Climate and securityMIT expert: “toxic” political discussions limit climate response

Published 5 September 2012

In a talk at the Sandia National Lab, an MIT expert says the inability of natural and social scientists to convince political leaders that “we’re spinning a roulette wheel over climate change” puts humanity at “extreme risk,” and that the difficulties in using science to push for mitigation strategies are more political than scientific

The inability of natural and social scientists to convince political leaders that “we’re spinning a roulette wheel over climate change” puts humanity at “extreme risk,” said Massachusetts Institute of Technology management professor Henry Jacoby, former co-director of the MIT Joint Program on the Science and Policy of Global Change, during a lecture at Sandia National Laboratories.

A Sandia Lab release reports that he was the eighth invited speaker for Sandia’s Climate Change and National Security Speaker Series.

The difficulties in using science to push for mitigation strategies are more political than scientific, Jacoby said, a fitting view perhaps for the director of the social sciences component of the Joint Program’s Integrated Global System Model. He mentioned examples that stretched from the dead end reached by the Kyoto protocols, signed by President Bill Clinton but never submitted to Congress for ratification, to the Heartland Institute’s startling Chicago billboard featuring the face of Unabomber Ted Kaczynski accompanied by the words, “I believe in climate change. Do you?”

Although Jacoby thinks climate discussion “has become toxic in U.S. political discourse,” he is part of a comprehensive effort that integrates MIT’s departments of earth, atmospheric, and planetary science, economics, and several engineering departments with the Sloan School of Management and the MIT Energy Initiative to gain a wide perspective on the complicated problem of Earth’s climate and what it is doing, he said.

“The motivation to integrate the disciplines was because they were ‘stovepiped’ and didn’t talk to each other,” Jacoby said. The joint cooperative research structure is funded about 60 percent by government grants and the rest by a group of 40 industries and foundations.
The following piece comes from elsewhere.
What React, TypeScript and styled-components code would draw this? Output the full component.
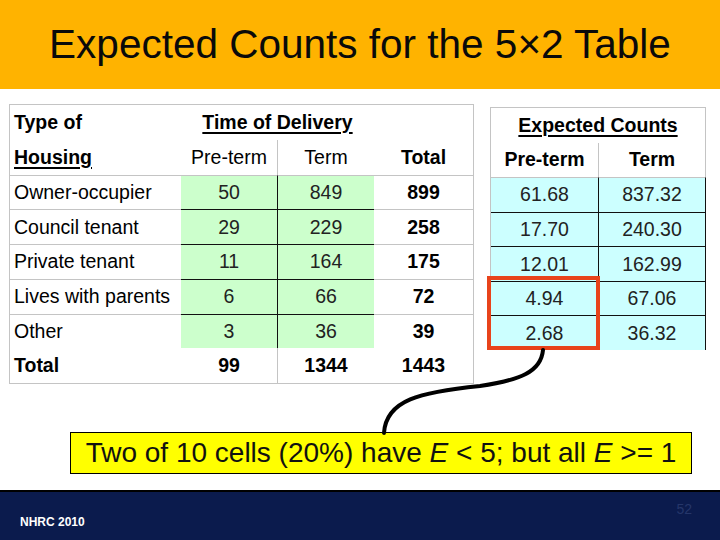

He cited a familiar list of problems either caused by or expected soon to be caused by climate change. These include risk to coastal infrastructure and water resources, increased storm intensity and rises in sea level and overall temperatures. His group’s global systems model, however, adds an analysis of effects on gross domestic product, energy use, and agricultural and health impacts, because “humans are part of Earth’s system, maybe the most important part now,” he told his audience in late May.

More quickly to handle problems appearing in the rapidly proliferating data, he wants to develop “an apparatus that can do uncertainty analysis in 30 hours, not 30 days,” he said.

“We’re facing larger and larger risks: We can mitigate, adapt or suffer,” Jacoby said.

The real questions and solutions, however, lie in “the complexity of cross-cultural dialogue between science and politics,” he said.

“A lot of the opposition to climate change is not about science at all, but the role of government in society,” he said.

While New York City mayor Michael Bloomberg has a team of twenty people working out adaptations that would counter “a severe possible (ocean) surge in the Bowery (the lowest part of Manhattan),” there is not enough planning that could be adopted nationally, “though such work intersects with Sandia’s interest in infrastructure security,” Jacoby said.

To change the nation’s economic basis to address climate change, he suggested taxing the production of carbon dioxide, “the greatest source of overall temperature rise.”

The alternative is the piecemeal way the country is going, he said. “We can’t handle the issue nationally so we do it individually: cash for clunkers, restrictions on utilities. It all adds up but is more expensive and less effective than a national program. We’re just chipping away.”

The release notes that the Climate Security lecture series is funded by Sandia’s Energy, Climate and Infrastructure Security Strategic Management Unit and hosted by Rob Leland, director of Computing Research and of Sandia’s Climate Security Program.

Sandia National Laboratories says that in an effort to shed light on the wide spectrum of thought regarding the causes and extent of changes in Earth’s climate, has invited experts from a wide variety of perspectives to present their views in the Climate Change and National Security Speaker Series.